Thessaloniki, 11th August [1943]

1) End of the Jewish colony of Thessaloniki

2) Follow-up to the cable of this R. Office no. 4050/889 of 11th inst.

The last Jews still remaining in the “Baron Hirsch” Ghetto have left in the night from 10th to 11th August.

The special SS Police left yesterday. Their chief Vesleceny [sic] left this morning by aeroplane for Berlin.

The Jewish colony of Thessaloniki, which was founded before the discovery of America and which comprised approx. 60,000 people, is no more. Over the centuries the Jews had set up highly valuable factories, such as that of the Italian Torres, to name but one, which produced fabrics and jute and was the most important in the entire Balkans.

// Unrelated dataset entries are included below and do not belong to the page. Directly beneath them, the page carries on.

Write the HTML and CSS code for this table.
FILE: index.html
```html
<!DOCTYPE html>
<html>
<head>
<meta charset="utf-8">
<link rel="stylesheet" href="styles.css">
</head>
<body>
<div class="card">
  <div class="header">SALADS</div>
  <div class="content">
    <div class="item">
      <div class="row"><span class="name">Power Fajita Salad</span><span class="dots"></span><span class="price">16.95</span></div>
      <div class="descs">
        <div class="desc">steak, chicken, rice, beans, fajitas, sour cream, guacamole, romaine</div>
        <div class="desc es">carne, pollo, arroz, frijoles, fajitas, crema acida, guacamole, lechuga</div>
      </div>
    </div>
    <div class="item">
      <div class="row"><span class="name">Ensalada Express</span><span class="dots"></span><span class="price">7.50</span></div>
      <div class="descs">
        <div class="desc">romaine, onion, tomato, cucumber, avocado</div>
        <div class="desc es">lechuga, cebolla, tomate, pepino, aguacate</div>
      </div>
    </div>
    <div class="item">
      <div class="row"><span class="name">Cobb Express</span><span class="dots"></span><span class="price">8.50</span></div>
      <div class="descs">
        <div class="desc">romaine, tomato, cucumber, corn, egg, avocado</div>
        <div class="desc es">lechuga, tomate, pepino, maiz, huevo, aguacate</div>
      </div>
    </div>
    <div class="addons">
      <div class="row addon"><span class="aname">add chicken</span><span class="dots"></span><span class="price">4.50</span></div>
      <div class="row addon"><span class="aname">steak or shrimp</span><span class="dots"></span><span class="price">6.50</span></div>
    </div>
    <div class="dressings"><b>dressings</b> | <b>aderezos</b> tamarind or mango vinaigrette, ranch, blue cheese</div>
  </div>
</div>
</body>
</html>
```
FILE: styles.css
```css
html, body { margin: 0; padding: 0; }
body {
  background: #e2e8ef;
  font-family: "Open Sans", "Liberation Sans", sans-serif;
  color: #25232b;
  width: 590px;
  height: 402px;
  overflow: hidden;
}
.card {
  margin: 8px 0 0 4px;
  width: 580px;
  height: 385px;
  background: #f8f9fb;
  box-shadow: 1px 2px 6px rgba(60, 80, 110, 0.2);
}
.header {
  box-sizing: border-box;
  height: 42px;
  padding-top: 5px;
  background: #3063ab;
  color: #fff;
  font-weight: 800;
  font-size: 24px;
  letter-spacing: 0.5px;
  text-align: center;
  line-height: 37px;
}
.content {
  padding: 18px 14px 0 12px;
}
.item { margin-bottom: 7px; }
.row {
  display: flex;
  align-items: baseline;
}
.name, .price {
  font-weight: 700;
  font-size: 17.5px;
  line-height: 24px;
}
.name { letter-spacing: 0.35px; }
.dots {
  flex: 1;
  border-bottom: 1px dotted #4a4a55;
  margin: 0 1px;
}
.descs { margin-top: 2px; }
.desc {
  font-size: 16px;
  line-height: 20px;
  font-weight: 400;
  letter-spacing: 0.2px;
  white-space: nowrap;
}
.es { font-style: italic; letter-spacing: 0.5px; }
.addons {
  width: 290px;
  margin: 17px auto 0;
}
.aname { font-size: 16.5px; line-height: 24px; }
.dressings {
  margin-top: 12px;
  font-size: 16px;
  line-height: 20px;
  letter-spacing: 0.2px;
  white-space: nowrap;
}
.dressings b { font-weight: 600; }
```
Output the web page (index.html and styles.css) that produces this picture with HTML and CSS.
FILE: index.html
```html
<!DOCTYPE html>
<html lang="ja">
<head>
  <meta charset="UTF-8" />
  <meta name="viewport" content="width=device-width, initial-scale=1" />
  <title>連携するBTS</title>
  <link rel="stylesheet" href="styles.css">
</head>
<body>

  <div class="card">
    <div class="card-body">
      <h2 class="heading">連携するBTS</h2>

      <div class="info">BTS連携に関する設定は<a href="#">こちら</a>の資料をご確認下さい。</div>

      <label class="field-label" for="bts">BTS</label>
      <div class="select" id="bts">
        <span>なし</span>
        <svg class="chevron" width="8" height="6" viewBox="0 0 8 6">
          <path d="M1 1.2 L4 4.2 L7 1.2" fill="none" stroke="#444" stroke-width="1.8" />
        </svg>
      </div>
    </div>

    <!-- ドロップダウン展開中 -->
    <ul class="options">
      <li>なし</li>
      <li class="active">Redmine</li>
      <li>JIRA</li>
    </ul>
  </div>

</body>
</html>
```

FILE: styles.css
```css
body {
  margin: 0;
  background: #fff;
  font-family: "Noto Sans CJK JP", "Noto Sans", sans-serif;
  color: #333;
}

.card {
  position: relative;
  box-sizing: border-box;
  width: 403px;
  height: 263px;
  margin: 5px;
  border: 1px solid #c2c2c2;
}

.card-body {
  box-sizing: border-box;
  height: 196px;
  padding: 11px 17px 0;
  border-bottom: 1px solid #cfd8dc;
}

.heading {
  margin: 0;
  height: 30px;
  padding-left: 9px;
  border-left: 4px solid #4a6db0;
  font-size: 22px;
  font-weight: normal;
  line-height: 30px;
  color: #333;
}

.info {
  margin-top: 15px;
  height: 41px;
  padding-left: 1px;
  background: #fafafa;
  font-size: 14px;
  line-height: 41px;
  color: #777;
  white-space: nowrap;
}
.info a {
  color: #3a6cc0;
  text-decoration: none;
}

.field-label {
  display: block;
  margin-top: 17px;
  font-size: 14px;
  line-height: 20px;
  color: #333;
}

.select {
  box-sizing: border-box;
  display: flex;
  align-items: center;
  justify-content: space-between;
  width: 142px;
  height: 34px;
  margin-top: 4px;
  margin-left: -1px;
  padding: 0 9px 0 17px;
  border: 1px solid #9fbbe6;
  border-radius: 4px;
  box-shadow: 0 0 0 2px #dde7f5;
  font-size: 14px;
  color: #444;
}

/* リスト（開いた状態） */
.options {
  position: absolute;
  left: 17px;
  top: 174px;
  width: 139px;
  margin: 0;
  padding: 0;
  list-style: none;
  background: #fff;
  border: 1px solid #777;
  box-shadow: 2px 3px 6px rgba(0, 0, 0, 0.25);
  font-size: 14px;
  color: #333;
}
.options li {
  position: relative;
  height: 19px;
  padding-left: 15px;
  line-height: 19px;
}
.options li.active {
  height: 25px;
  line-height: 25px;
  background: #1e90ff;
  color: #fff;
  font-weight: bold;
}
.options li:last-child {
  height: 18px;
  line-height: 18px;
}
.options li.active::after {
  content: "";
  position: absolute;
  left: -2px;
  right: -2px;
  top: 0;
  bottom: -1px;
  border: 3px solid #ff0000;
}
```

They had amassed enormous wealth, which was plundered and stolen by the Greeks and by the Germans.

The elimination of the Israelite colony took place and was completed among atrocities, horrors and crimes such as I had never heard described in the history of all times and of all peoples.

The Italian Israelite colony was able to reach safety by moving to Athens; the same can be said of the small Argentine and Portuguese colonies.

The Spanish colony, which for the past two months had lived in hope of being transferred to Spain, at the last moment received a Spanish refusal and was deported by the Germans, including the Spanish Vice-Consul, who had been accepted and acknowledged as such and had served Spain in Thessaloniki for a great many years.

For us Italians the elimination of our Jewish colony means an extremely serious loss that cannot be measured in millions. Suffice it to say that before the present war the Italian merchant marine was the second in Thessaloniki, immediately after the Greek. The maritime traffic was mostly originated by the trade and by the factories of the Italian Jews of Thessaloniki.